◆ **Task inputs**
◇ ◇ ◇ ◇ ◇
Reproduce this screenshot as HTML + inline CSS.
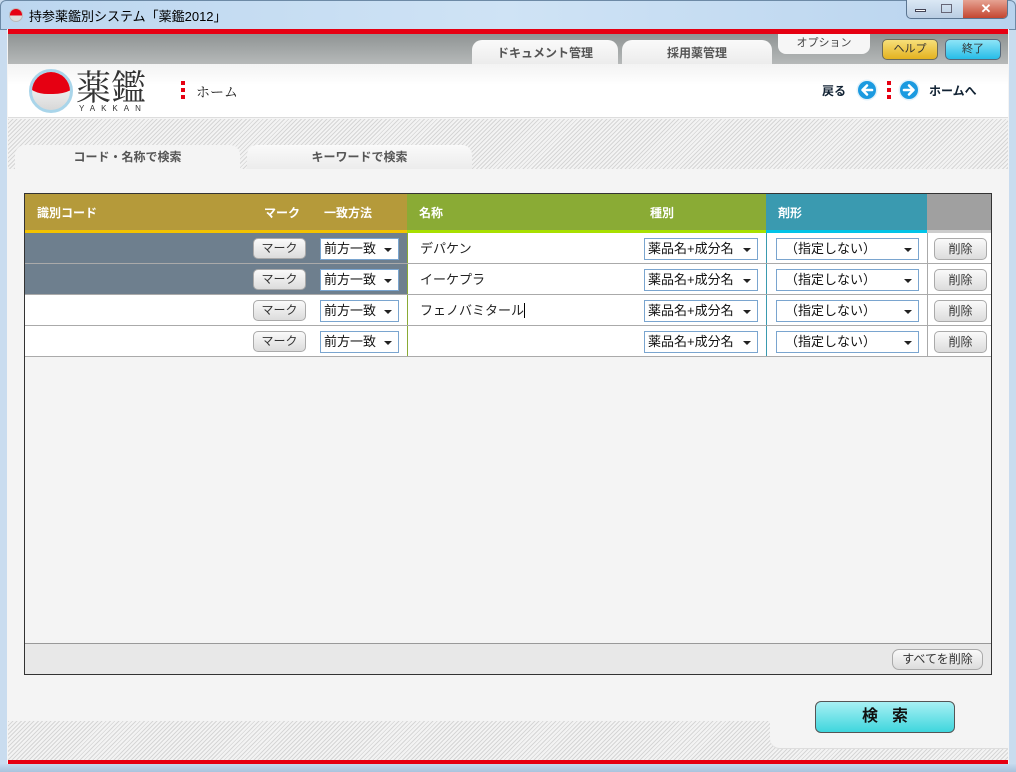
◇ ◇ ◇ ◇ ◇
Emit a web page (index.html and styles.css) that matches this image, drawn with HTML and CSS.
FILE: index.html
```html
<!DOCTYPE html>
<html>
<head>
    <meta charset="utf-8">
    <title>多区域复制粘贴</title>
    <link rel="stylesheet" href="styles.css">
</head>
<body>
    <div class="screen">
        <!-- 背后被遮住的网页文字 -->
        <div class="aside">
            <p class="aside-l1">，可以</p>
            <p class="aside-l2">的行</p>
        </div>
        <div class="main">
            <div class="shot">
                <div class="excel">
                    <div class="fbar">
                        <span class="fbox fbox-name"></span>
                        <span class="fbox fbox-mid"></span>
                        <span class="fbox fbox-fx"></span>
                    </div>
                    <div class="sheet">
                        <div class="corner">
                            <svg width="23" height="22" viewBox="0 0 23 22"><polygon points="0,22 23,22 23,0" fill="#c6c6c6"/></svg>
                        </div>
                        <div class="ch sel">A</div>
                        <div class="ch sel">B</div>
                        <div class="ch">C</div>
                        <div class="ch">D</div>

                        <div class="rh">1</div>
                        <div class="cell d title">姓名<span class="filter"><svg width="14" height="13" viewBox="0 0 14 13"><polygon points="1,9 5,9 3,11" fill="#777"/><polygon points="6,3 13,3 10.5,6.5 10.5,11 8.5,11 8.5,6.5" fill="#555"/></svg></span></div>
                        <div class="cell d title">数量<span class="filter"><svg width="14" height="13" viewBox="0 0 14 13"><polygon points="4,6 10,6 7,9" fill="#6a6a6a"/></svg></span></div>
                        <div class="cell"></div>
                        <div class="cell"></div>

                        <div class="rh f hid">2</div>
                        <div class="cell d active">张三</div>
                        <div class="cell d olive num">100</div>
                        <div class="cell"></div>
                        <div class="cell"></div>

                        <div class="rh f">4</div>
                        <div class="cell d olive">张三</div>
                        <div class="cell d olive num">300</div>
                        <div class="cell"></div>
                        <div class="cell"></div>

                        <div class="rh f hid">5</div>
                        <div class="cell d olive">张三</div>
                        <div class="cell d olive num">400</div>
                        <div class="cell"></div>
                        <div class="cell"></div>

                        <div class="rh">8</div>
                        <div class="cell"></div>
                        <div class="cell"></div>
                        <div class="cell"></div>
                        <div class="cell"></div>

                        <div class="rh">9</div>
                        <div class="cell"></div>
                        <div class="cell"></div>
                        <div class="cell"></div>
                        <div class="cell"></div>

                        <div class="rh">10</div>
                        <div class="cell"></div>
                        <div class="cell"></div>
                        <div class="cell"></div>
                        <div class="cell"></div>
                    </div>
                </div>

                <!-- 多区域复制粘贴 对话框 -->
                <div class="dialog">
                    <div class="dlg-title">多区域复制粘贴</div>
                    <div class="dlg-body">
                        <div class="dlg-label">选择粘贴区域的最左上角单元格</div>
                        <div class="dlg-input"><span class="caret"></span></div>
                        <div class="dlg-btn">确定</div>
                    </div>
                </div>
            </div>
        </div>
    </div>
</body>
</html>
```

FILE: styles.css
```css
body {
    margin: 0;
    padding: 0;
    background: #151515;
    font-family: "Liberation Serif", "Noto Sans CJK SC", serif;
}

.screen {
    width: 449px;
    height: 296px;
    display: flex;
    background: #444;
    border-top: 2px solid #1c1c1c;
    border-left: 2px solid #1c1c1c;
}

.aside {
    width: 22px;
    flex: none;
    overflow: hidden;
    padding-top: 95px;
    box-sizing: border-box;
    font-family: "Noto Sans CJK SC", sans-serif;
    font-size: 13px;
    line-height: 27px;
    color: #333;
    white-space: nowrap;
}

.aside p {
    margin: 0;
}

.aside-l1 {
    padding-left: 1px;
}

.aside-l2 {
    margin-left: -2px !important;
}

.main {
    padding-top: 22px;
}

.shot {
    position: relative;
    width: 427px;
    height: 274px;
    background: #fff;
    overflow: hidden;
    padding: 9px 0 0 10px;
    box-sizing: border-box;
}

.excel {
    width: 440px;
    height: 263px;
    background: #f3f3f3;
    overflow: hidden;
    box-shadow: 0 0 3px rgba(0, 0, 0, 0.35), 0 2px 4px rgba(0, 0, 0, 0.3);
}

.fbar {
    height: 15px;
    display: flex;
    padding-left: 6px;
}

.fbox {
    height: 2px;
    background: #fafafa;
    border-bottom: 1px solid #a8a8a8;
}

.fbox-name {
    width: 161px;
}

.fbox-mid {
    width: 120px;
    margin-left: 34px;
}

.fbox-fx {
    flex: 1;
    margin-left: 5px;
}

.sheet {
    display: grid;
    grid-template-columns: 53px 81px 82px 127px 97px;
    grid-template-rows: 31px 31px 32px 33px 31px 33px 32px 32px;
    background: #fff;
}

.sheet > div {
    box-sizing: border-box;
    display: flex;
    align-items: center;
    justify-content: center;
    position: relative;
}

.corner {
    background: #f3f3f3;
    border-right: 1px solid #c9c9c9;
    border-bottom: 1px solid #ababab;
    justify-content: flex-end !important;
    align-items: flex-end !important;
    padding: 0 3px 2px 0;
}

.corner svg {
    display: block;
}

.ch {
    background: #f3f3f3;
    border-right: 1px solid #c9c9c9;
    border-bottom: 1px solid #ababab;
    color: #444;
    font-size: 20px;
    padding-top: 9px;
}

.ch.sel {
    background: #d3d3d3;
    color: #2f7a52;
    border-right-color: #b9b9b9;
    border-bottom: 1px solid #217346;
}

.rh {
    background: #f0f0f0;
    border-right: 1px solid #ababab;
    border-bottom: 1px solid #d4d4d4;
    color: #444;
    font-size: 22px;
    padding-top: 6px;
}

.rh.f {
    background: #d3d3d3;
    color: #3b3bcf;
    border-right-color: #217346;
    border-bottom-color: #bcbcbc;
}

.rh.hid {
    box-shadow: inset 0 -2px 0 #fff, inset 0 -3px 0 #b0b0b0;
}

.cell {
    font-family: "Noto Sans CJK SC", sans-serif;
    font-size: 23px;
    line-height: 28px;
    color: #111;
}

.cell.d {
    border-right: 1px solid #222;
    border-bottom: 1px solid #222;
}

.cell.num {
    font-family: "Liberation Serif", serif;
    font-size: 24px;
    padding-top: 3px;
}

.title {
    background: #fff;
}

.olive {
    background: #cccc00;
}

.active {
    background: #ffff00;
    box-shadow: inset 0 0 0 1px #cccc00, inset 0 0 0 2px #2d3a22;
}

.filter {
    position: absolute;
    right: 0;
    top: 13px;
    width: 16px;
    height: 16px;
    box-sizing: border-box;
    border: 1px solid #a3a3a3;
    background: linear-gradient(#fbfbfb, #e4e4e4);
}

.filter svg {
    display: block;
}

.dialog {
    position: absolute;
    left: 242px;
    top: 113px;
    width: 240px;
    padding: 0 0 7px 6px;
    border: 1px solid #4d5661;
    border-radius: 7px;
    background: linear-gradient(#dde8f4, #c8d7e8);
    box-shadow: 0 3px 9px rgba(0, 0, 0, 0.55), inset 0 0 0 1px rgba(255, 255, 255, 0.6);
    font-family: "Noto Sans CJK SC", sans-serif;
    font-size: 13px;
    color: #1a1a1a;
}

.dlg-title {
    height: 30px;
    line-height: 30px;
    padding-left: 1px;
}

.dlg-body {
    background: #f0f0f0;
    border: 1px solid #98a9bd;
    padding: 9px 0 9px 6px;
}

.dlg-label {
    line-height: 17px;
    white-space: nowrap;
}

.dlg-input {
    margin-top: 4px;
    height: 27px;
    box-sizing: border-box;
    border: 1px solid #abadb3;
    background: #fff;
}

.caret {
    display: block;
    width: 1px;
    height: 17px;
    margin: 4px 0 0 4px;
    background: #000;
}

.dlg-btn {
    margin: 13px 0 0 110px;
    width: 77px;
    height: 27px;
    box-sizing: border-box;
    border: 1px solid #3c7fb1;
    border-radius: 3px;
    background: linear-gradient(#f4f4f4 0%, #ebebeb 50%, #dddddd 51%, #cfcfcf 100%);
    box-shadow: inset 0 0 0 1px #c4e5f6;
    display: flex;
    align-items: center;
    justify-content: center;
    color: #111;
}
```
◇ ◇ ◇ ◇ ◇
◆ **Prompt**
List every line above containing the word "this".

◆ **Worked solution**
Reproduce this screenshot as HTML + inline CSS.
Emit a web page (index.html and styles.css) that matches this image, drawn with HTML and CSS.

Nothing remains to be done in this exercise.